The movie was not only that but none-too-subtly conveyed the familiar “Pleasure Curve” principle. The pleasure curve begins with harmlessness, ascends to heedlessness, and ends in heartlessness and horror, the last played convincingly by Will Ferrell who depicted a monstrous cardboard cutout of man bent only on his own satisfactions. Ferrell’s character was a study of the natural end of hedonism. As the drive for more and more insinuates itself, he turns to funerals instead of weddings to crash.
But in the beginning all is idyllic, a Garden of Eden, and the two protagonists say their rehearsed lines perfectly and dance expertly. It depicts well the joy natural life is capable of bringing, especially in the context of weddings.
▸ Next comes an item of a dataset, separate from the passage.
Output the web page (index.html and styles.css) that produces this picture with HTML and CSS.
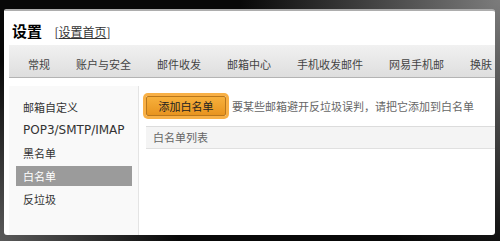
FILE: index.html
```html
<!DOCTYPE html>
<html lang="zh-CN">
<head>
    <meta charset="UTF-8">
    <title>设置</title>
    <link rel="stylesheet" href="styles.css">
</head>
<body>
    <div class="panel">
        <div class="header">
            <span class="title">设置</span>
            <span class="home">[<a href="#">设置首页</a>]</span>
        </div>

        <div class="tabs">
            <span class="tab">常规</span>
            <span class="tab">账户与安全</span>
            <span class="tab">邮件收发</span>
            <span class="tab">邮箱中心</span>
            <span class="tab">手机收发邮件</span>
            <span class="tab">网易手机邮</span>
            <span class="tab">换肤</span>
        </div>

        <div class="content">
            <div class="sidebar">
                <div class="side-item">邮箱自定义</div>
                <div class="side-item latin">POP3/SMTP/IMAP</div>
                <div class="side-item">黑名单</div>
                <div class="side-item active">白名单</div>
                <div class="side-item">反垃圾</div>
            </div>

            <div class="main">
                <div class="toolbar">
                    <button class="add-btn">添加白名单</button>
                    <span class="hint">要某些邮箱避开反垃圾误判，请把它添加到白名单</span>
                </div>
                <div class="list-head">白名单列表</div>
            </div>
        </div>
    </div>
</body>
</html>
```

FILE: styles.css
```css
* {
    margin: 0;
    padding: 0;
    box-sizing: border-box;
}

html, body {
    height: 100%;
}

body {
    font-family: "Noto Sans CJK SC", "Noto Sans", sans-serif;
    font-size: 11px;
    color: #333;
    padding: 9px 5px 6px 4px;
    background:
        radial-gradient(circle at 100% 0%, #7c7c7c, rgba(0, 0, 0, 0) 260px),
        radial-gradient(circle at 0% 100%, #5a5a5a, rgba(0, 0, 0, 0) 180px),
        #080808;
    overflow: hidden;
}

.panel {
    height: 226px;
    background: #fff;
    border-top: 2px solid #adadad;
    border-radius: 2px 3px 3px 3px;
    display: flex;
    flex-direction: column;
    overflow: hidden;
}

.header {
    padding: 12px 0 6px 8px;
    line-height: 16px;
    height: 34px;
}

.title {
    font-size: 15px;
    font-weight: 700;
    color: #000;
}

.home {
    font-size: 12px;
    color: #333;
    margin-left: 10px;
}

.home a {
    color: #333;
    text-decoration: underline;
}

.tabs {
    display: flex;
    margin-left: 5px;
    height: 33px;
    padding: 7px 0 0 6px;
    line-height: 24px;
    white-space: nowrap;
    background: linear-gradient(#f1f1f1, #dedede);
    border-bottom: 1px solid #b4b4b4;
    color: #444;
}

.tab {
    flex: none;
    padding: 0 13px;
}

.content {
    flex: 1;
    display: flex;
    margin: 8px 0 0 5px;
}

.sidebar {
    width: 130px;
    padding: 11px 6px 0 7px;
    background: #f9f9f9;
    border-right: 1px solid #e4e4e4;
}

.side-item {
    height: 20px;
    line-height: 20px;
    padding-left: 7px;
    margin-bottom: 3px;
    color: #333;
}

.side-item.latin {
    font-family: "DejaVu Sans", sans-serif;
    font-size: 12px;
}

.side-item.active {
    background: #9b9b9b;
    color: #fff;
}

.main {
    flex: 1;
    padding: 10px 0 0 7px;
}

.toolbar {
    display: flex;
    align-items: center;
}

.add-btn {
    width: 80px;
    height: 20px;
    font-family: inherit;
    font-size: 11px;
    color: #222;
    border: 1px solid #b9771c;
    border-radius: 2px;
    background: linear-gradient(#f7b03c, #e8941f);
    box-shadow: 0 0 0 3px #f8b046;
}

.hint {
    margin-left: 6px;
    color: #666;
}

.list-head {
    margin-top: 10px;
    height: 23px;
    line-height: 21px;
    padding-left: 7px;
    color: #666;
    background: #f4f4f4;
    border-top: 1px solid #dcdcdc;
    border-bottom: 1px solid #e0e0e0;
}
```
Music, wine, attraction, laughter. But eventually things begin getting slightly out of control, shown by the slo-mo popping of champagne bottles and unruly release of foam and liquid. Then a succession of bra-and-panty clad women fall against a bed, as if slain.
I thought: despite its reputation as a chick flick, this is a screenplay a man would write. Sure enough, a quick check of the 'net reveals not only the director was male but both writers. No surprise at all. Only reprobate men write morality plays (see Oscar Wilde)? (Obligatory disclaimers apply; 'reprobate' is hyperbolic and I don't know the writers of course.)